Entre los datos positivos de la evolución de la economía española, uno de los más publicitados en estas fechas es el del crecimiento del turismo. El mes de julio ha batido todos los récords de visitantes y el sector, alicaído los últimos años, confía en que se haya invertido la tendencia.
Eso es lo que expresan los empresarios del sector que tendrán que echar cuentas al terminar la temporada de sí los ingresos se corresponden con el incremento de visitantes.
Parece que lo que crece es el turismo de sol y playa, tan masivo como estacional. No se cuentan los datos de los visitantes de la España interior, más atemporales y necesarios para la estabilidad de los puestos de trabajo en zonas con altas tasas de desempleo.
Tampoco dan cuenta los datos del malestar ciudadano por el deterioro de la convivencia que reporta este turismo masivo atraído por los bajos precios en los alojamientos y, sobre todo, en las bebidas alcohólicas.
¿Es una buena imagen para la marca España la masa de turistas británicos que invaden cada verano la llamada Costa Ballena de Mallorca y cuyo único objetivo es emborrachase? ¿El que la prensa internacional diera cuenta en el mes de julio de la moda de practicar felaciones a cambio de copas sirve para atraer un turismo de calidad, o más bien lo aleja?
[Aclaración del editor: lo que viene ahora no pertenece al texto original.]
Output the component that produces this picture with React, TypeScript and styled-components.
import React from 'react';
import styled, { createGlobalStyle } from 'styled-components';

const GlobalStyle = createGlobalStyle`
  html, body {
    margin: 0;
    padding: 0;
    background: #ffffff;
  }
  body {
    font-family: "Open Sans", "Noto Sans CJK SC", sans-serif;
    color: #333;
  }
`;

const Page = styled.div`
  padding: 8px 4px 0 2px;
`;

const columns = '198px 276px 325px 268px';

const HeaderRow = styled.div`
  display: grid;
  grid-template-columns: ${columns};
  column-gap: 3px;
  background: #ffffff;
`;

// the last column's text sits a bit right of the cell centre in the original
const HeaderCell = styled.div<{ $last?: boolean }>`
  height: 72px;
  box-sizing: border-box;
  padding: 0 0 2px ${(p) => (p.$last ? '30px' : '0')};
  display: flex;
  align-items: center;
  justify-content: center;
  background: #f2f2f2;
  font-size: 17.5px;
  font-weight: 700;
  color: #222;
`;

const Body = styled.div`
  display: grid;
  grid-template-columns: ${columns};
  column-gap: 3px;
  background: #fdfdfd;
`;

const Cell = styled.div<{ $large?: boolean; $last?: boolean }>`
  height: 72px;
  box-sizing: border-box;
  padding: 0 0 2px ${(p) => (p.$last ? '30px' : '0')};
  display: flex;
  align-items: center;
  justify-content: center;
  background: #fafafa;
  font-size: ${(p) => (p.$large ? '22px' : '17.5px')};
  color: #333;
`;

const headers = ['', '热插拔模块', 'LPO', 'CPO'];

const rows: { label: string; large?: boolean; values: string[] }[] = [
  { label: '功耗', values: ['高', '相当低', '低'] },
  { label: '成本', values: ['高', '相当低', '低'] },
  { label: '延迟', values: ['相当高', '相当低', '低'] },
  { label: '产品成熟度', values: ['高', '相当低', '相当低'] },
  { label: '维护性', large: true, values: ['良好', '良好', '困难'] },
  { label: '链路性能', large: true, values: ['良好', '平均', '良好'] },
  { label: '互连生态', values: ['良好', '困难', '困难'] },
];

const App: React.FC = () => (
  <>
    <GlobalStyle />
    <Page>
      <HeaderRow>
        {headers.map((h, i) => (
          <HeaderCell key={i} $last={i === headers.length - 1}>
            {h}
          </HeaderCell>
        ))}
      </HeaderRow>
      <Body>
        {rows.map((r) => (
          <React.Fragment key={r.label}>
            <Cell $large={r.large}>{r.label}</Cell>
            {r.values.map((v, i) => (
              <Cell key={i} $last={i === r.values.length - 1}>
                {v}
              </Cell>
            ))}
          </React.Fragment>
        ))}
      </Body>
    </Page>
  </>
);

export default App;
La sociedad mallorquina empieza a preguntarse si compensa el que se asocie la imagen de su isla con esos jóvenes que se estrellan al saltar ebrios desde los balcones de sus hoteles y mueren al no acertar con el agua de la piscina en una apuesta suicida.
El debate social se centra en preguntarse si merece la pena que un reducido grupo de empresas haga su «agosto» a costa del deterioro del medio ambiente, de la tranquilidad de los vecinos y de la imagen de su tierra.
Los residentes del barrio de la Barceloneta, en la capital catalana, lo tienen muy claro: no quieren este turismo de borrachera y han salido a la calle a protestar. El tema aún es más grave porque en su barrio el atractivo no proviene de la belleza de los monumentos del casco histórico ni de la cercanía del mar, sino de la proliferación de pisos piratas que se alquilan por semanas o días, sin pagar impuestos, y a precios mucho más baratos que cualquier pensión.
Denuncian, y con razón, que el ansiado incremento del turismo en la ciudad Condal no puede basarse en el deterioro de su barrio, donde los vómitos y los orines se han convertido en el tapiz de sus calles.
Cabe también preguntarse si este tipo de turismo crea empleo, si deja a las ciudades que «ocupa» el dinero suficiente para pagar lo que destroza. Los datos de paro que refleje en otoño el INEM deberían hacer reflexionar sobre la deriva que esta sufriendo la principal industria del país, el turismo, y abrir un debate sobre el modelo de futuro para que la calidad sea la primera exigencia por el bien de propios y extraños.